The announcement that the government will now be issuing ‘foreign national ID cards’ is another step along a slippery slope. Although initially they will only be issued to foreign nationals entering the country, things will not stop there. A substantial timetable has already been drawn up which could see their universal use by 2018.
It is predicted that this scheme will cost £311mn of taxpayers’ money. Considering that a majority of the population are against the introduction of ID cards this is grotesque misallocation of government money. One of the main arguments for the introduction of these cards is to combat terrorist events such as the 7/7 bombings. But those terrorists were British; they would have been free to travel on any buses around the country with or without ID cards. If a foreign terrorist is determined to kill for his religion, will a piece of laminated plastic really make him think twice?
This is simply an expansion of the surveillance state and another example of poor top-down schemes from an out-of-touch government. Perhaps rather than simply adding another layer of bureaucracy to national security, the government should concentrate on freeing-up the police force with less Whitehall control.

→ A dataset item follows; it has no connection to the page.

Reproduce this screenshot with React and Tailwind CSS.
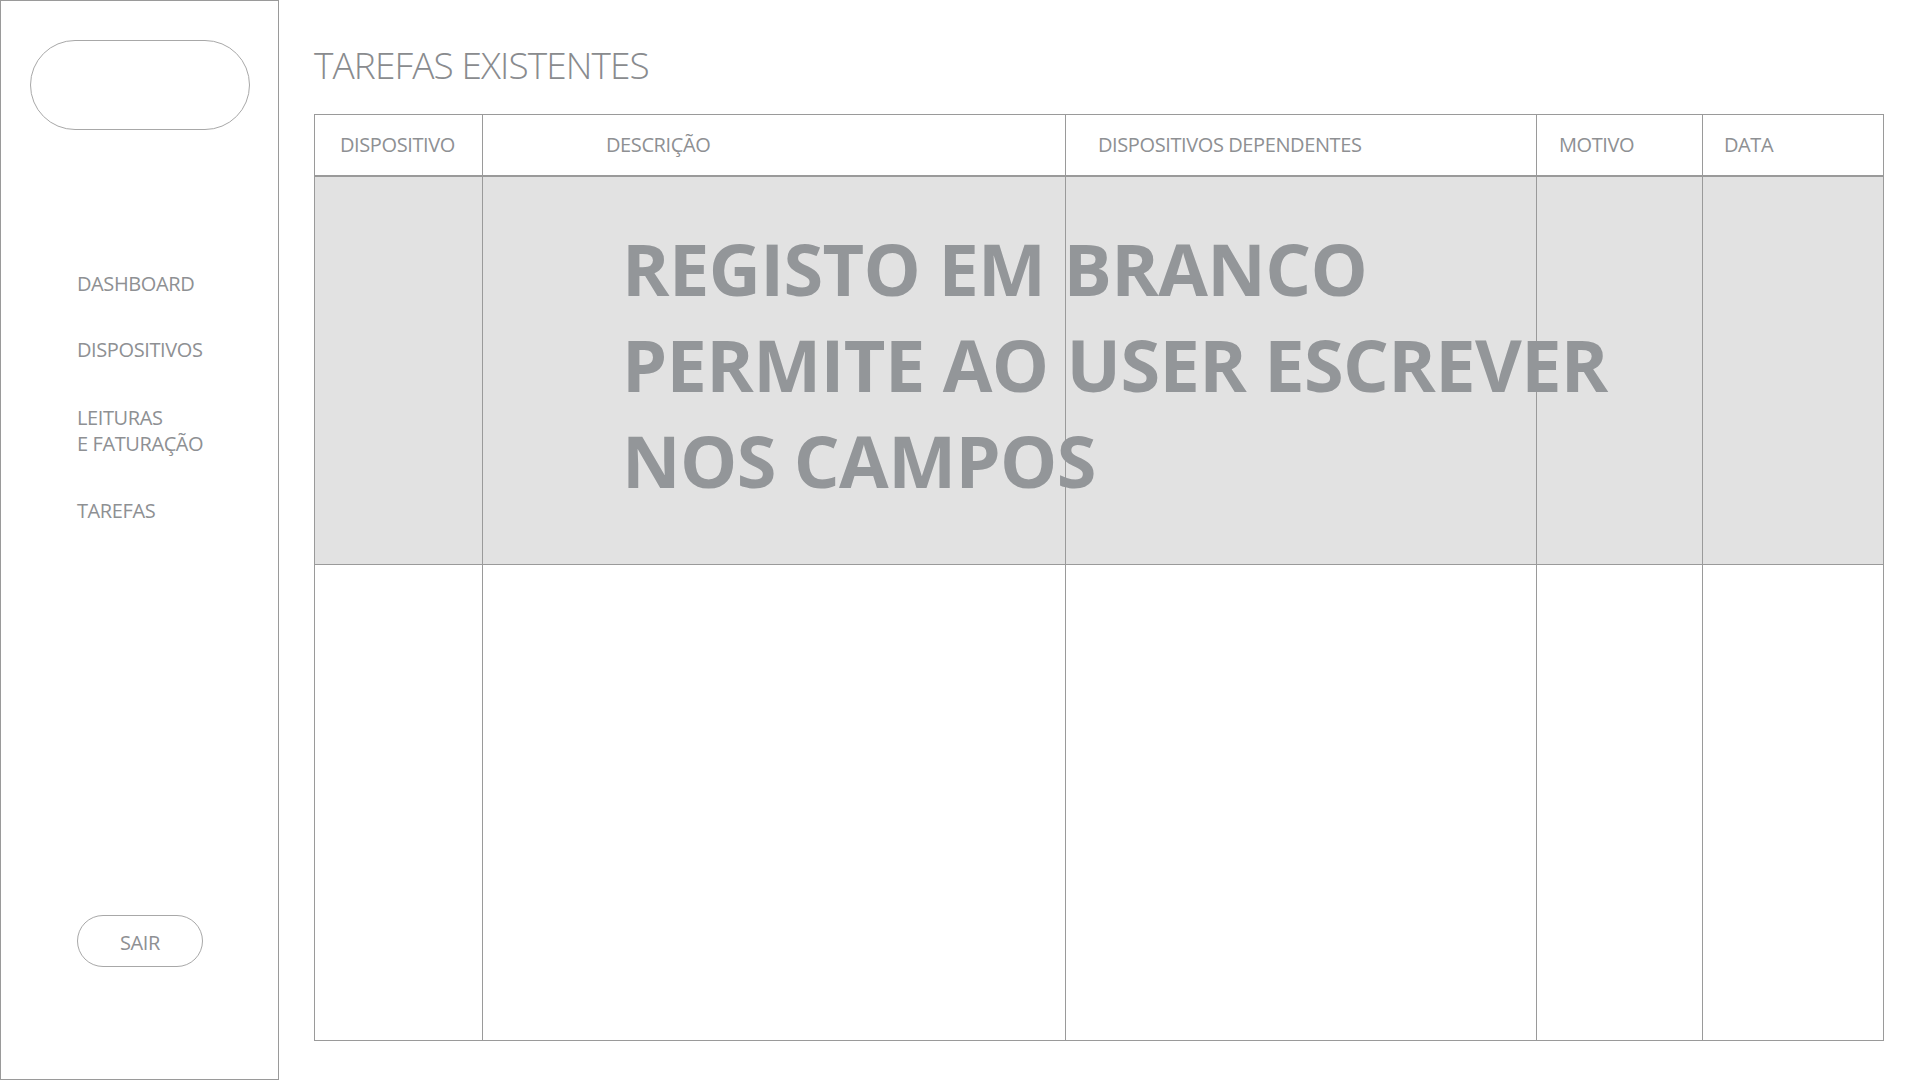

The second main reason for the introduction of these ID cards is that they should help control immigration. But since 2004 there have been falls in the level of net migration into the UK and we have seen waves of past migrants leaving the UK in recent months. Perhaps our over-regulated and stifled labour market isn’t as attractive to migrants as the government thinks.
Personally, I think the government needs to rethink its strategies for combating problems such as national security; clearly generalised and half-blind schemes such as ID cards are not only an injustice on civil liberties, but also a waste of valuable money.